The Season of Stained Glass

I first began to notice the season of stained glass in my old neighborhood, at the other end of the city.

I had always loved the changing colors of fall, but over several decades of nature observation I started to realize that the first shades of new life in the spring were not merely a simple green. If you let your eyes relax a little, you could see a sort of a haze, of yellow, yellow-green, orange or red upon the distant hills. That first wave of spring color was composed not of new leaves, but rather of thousands upon thousands of tiny clusters of the barely visible flowers of the various maples that dominated the area, followed not long after by the unfolding of only scarcely larger leaves, deeply lined like accordion pleating.

But I began to notice something more: as those tender young leaves slowly uncurled and unfolded, I began to see that their tissue-thin texture was so fine that it let the light of morning or evening sun not merely bounce back, but actually pass right through.

It was almost like looking at stained glass, so sheer and translucent that you could almost see right through it, glowing molten-bright in the long, slanting light of the early spring sun.

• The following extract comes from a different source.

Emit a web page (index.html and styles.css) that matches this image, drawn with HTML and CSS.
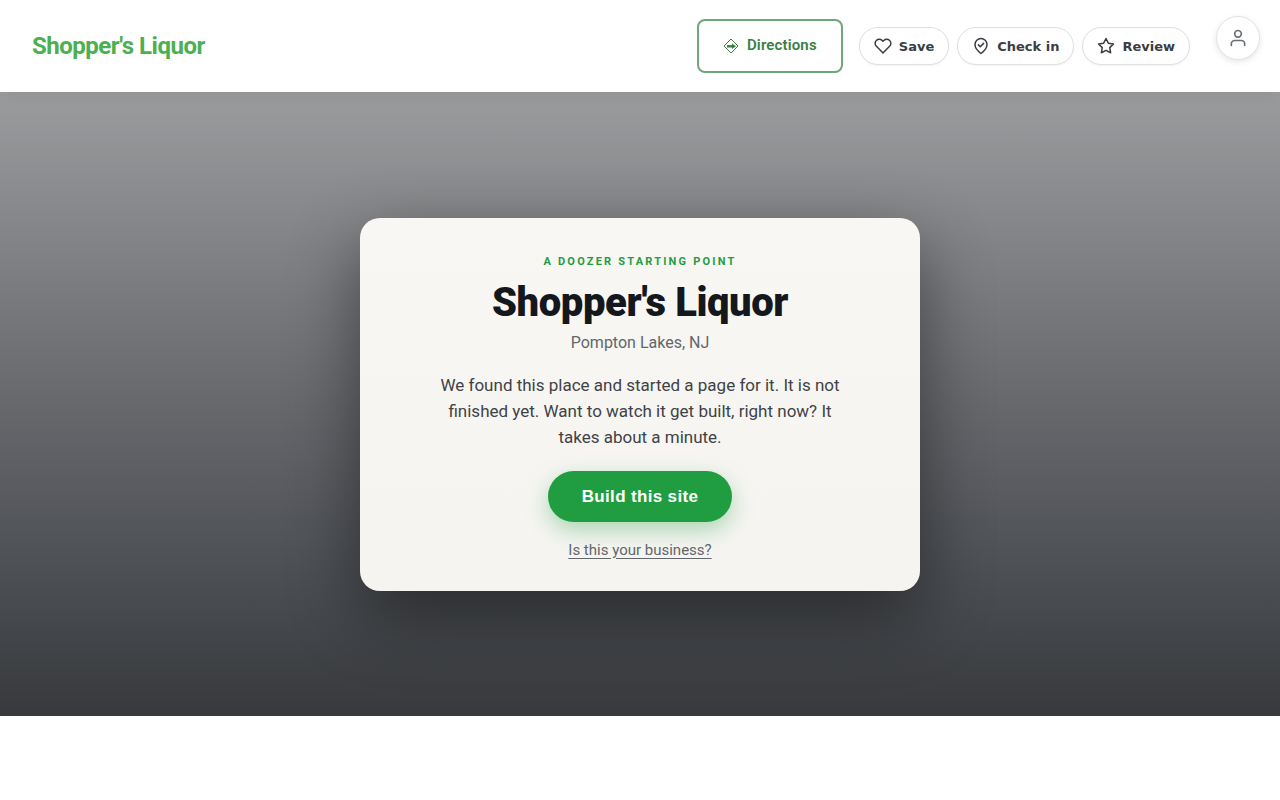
FILE: index.html
```
<!DOCTYPE html>
<html lang="en">
<head>
  <meta charset="UTF-8">
  <meta name="viewport" content="width=device-width, initial-scale=1">
  <title>Shopper's Liquor</title>
  <link rel="stylesheet" href="styles.css">
</head>
<body>

  <header class="site-header">
    <a class="logo" href="#">Shopper's Liquor</a>

    <nav class="actions">
      <a class="directions" href="#">
        <svg width="16" height="16" viewBox="0 0 16 16" fill="none" stroke="currentColor" stroke-width="1" stroke-linejoin="round">
          <path d="M8 1 15 8 8 15 1 8z"/>
          <path d="M4 8.300h6" stroke-width="2.400"/>
          <path d="M9 5.500 13 8.300 9 11z" fill="currentColor" stroke="none"/>
        </svg>
        <span>Directions</span>
      </a>
      <div class="pills">
        <button class="pill" type="button">
          <svg width="18" height="18" viewBox="0 0 24 24">
            <path d="M20.84 4.61a5.5 5.5 0 0 0-7.78 0L12 5.67l-1.060-1.060a5.500 5.500 0 0 0-7.780 7.780l1.060 1.060L12 21.230l7.780-7.780 1.060-1.060a5.500 5.500 0 0 0 0-7.780z"/>
          </svg>
          Save
        </button>
        <button class="pill" type="button">
          <svg width="18" height="18" viewBox="0 0 24 24">
            <path d="M12 22s8-6 8-12a8 8 0 0 0-16 0c0 6 8 12 8 12z"/>
            <path d="m8.500 10.500 2.500 2.500 4.500-4.500"/>
          </svg>
          Check in
        </button>
        <button class="pill" type="button">
          <svg width="18" height="18" viewBox="0 0 24 24">
            <path d="m12 2 3.090 6.260L22 9.270l-5 4.870 1.180 6.880L12 17.770l-6.180 3.250L7 14.140 2 9.270l6.910-1.010z"/>
          </svg>
          Review
        </button>
      </div>
      <button class="account" type="button" aria-label="Account">
        <svg width="20" height="20" viewBox="0 0 24 24">
          <path d="M20 21v-2a4 4 0 0 0-4-4H8a4 4 0 0 0-4 4v2"/>
          <circle cx="12" cy="7" r="4"/>
        </svg>
      </button>
    </nav>
  </header>

  <main class="hero">
    <section class="card">
      <p class="eyebrow">A Doozer starting point</p>
      <h1>Shopper's Liquor</h1>
      <p class="place">Pompton Lakes, NJ</p>
      <p class="pitch">We found this place and started a page for it. It is not finished yet. Want to watch it get built, right now? It takes about a minute.</p>
      <button class="build" type="button">Build this site</button>
      <a class="claim" href="#">Is this your business?</a>
    </section>
  </main>

</body>
</html>
```
FILE: styles.css
```
* {
  box-sizing: border-box;
}

body {
  margin: 0;
  background: #fff;
  color: #3f4247;
  font-family: Roboto, "Liberation Sans", sans-serif;
}

h1, p {
  margin: 0;
}

svg {
  flex: none;
}

.site-header {
  position: relative;
  display: flex;
  align-items: center;
  justify-content: space-between;
  min-height: 92px;
  padding: 16px 20px 16px 32px;
  background: #fff;
  box-shadow: 0 2px 20px rgba(0, 0, 0, 0.08);
}

.logo {
  color: #4caf50;
  font-size: 24px;
  font-weight: 700;
  letter-spacing: -0.02em;
  text-decoration: none;
}

.actions {
  display: flex;
  align-items: center;
  align-self: stretch;
}

.directions {
  display: flex;
  align-items: center;
  gap: 8px;
  height: 54px;
  padding: 0 24px;
  margin-right: 16px;
  border: 2px solid #6fa878;
  border-radius: 8px;
  color: #388044;
  font-size: 15px;
  font-weight: 600;
  letter-spacing: 0.01em;
  text-decoration: none;
}

.directions span {
  padding-bottom: 2px;
}

.pills {
  display: flex;
  gap: 8px;
  margin-right: 26px;
}

.pill {
  display: flex;
  align-items: center;
  gap: 7px;
  height: 38px;
  padding: 0 14px;
  border: 1px solid #dfe0e2;
  border-radius: 19px;
  background: #fff;
  box-shadow: 0 1px 2px rgba(0, 0, 0, 0.05);
  color: #3a3d42;
  font-family: "DejaVu Sans", sans-serif;
  font-size: 13px;
  font-weight: 700;
}

.pill svg,
.account svg {
  fill: none;
  stroke: currentColor;
  stroke-width: 2;
  stroke-linecap: round;
  stroke-linejoin: round;
}

.account {
  display: flex;
  align-items: center;
  justify-content: center;
  align-self: flex-start;
  width: 44px;
  height: 44px;
  padding: 0;
  border: 1px solid #e2e3e5;
  border-radius: 50%;
  background: #fff;
  box-shadow: 0 2px 6px rgba(0, 0, 0, 0.1);
  color: #6b6e73;
}

.hero {
  display: flex;
  align-items: center;
  justify-content: center;
  min-height: 78vh;
  padding: 24px;
  background: linear-gradient(#9b9c9e, #67686c 50%, #4e5156 75%, #37393c);
}

.card {
  display: flex;
  flex-direction: column;
  align-items: center;
  width: 100%;
  max-width: 560px;
  padding: 36px 40px 31px;
  border-radius: 20px;
  background: linear-gradient(#f8f7f4, #f5f4f1);
  box-shadow: 0 24px 70px rgba(0, 0, 0, 0.45);
  text-align: center;
}

.eyebrow {
  color: #1f9d40;
  font-size: 11px;
  font-weight: 700;
  line-height: 16px;
  letter-spacing: 0.2em;
  text-transform: uppercase;
}

h1 {
  margin-top: 11px;
  color: #14171b;
  font-size: 40px;
  font-weight: 900;
  line-height: 44px;
  letter-spacing: -0.01em;
}

.place {
  margin-top: 8px;
  color: #63666b;
  font-size: 16px;
  line-height: 20px;
}

.pitch {
  max-width: 420px;
  margin-top: 19px;
  font-size: 17px;
  line-height: 26px;
}

.build {
  height: 51px;
  margin-top: 21px;
  padding: 2px 34px 0;
  border: 0;
  border-radius: 26px;
  background: #1f9d40;
  box-shadow: 0 8px 22px rgba(31, 157, 64, 0.35);
  color: #fff;
  font-family: "Liberation Sans", sans-serif;
  font-size: 17px;
  font-weight: 700;
  letter-spacing: 0.02em;
}

.claim {
  margin-top: 18px;
  color: #63666b;
  font-size: 15px;
  line-height: 20px;
  text-underline-offset: 3px;
}
```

Even the full glory of autumn color cannot rival this transparency, this lamp-like shining. Cameras cannot do it justice, or at least not at my level of skill. I have tried to capture here the Japanese maple in front of the house next door to mine. It passes so quickly, this season of stained glass. It is already a little too late – even with yet another late leaf-out this year, the leaves are beginning to thicken, and will soon be deepening into dull summer shades of maroon and green. They will not shine again until autumn, while perhaps more noticeably, even if not as brightly.